Washington – Dopo la scoperta dei nuovi modi d’intendere i selfie, come vanto per le proprie prestazioni sessuali o come scherno verso i meno fortunati barboni di città, questa moda diventa una malattia mentale. Ebbene, sì: la parola dell’anno 2013 adesso sta per un disturbo che manifesta profonde insicurezze insite in chi è diventato amante dell’autoscatto prontamente postato sui social network. A diffondere la notizia non è il solito blog scandalistico dalle fonti al solito inattendibili, ma niente meno che il riferimento di maggior rilevanza nella pratica psicologica.

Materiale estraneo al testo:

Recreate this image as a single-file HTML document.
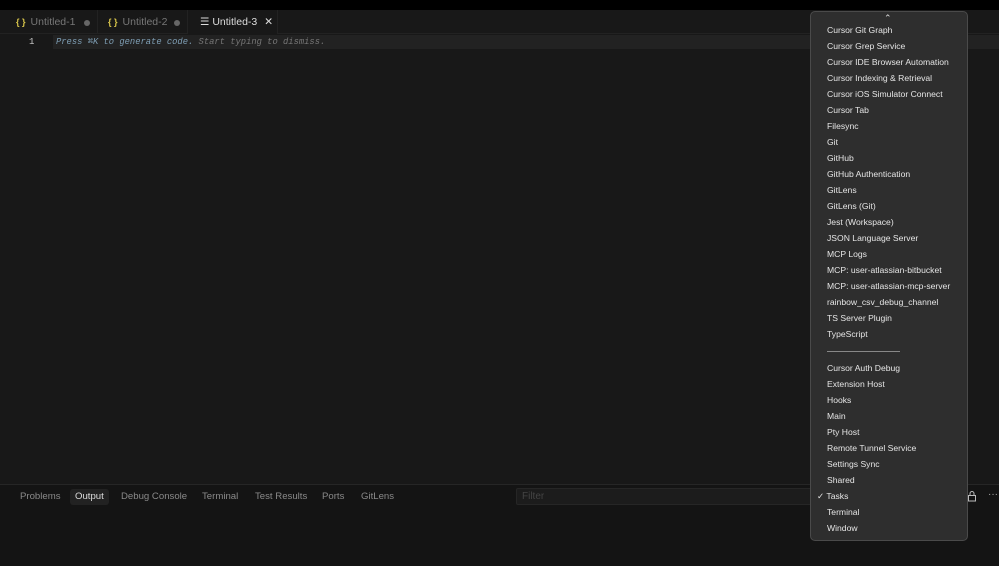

L’American Psychological Association, ente di riferimento internazionale per gli psicologi di tutto il mondo, ha definito una nuova patologia per chi manifesta disturbi mentali nell’ossessione per i selfie. Gli autoscatti utilizzati in tutti i social network come personale ed intima forma d’espressione sembrano essere considerati il sintomo di gravi carenze di autostima. La nuova patologia è stata chiamata “Selfitis”, che in italiano corrisponde a: “Selfite”. Di fatto, gli psicologi dell’APA hanno localizzato nei soggetti che soffrono di questa psicopatologia un vero e proprio bisogno ossessivo compulsivo di scattare foto a se stesso per pubblicarle sui social network, principale veicolo dei selfie.
Ciò avviene, per dirla tutta, al fine di colmare lacune della propria psiche legate all’intimità della persona. L’APA ha persino creato una scala che permetta agli psicologi di graduare la gravità del disturbo e, quindi, anche il tipo di approccio verso i soggetti che ne sono affetti. Sono stati individuati tre principali divisioni: borderline, acuta e cronica. Nel primo caso rientra chi scatta un minimo di tre selfie al giorno, senza pubblicarli online, mentre chi opta per la pubblicazione di tutti i propri selfie giornalieri rientra nel secondo caso. Raggiunge la massima gravità il paziente cronico, attanagliato da un desiderio irrefrenabile di pubblicare più di sei volte al giorno le proprie foto, senza riuscire a trattenersi.
Di una vera e propria “terapia” non si è ancora parlato, tuttavia gli psicologi dell’APA assicurano che un intervento di tipo cognitivo-comportamentale (CBT) può essere efficace per ottenere miglioramenti sul piano sintomatico. Tuttavia, data la natura della patologia, è probabile che la terapia di tipo psicoanalitico possa trovare maggiori risposte riguardo le lacune dell’autostima del paziente.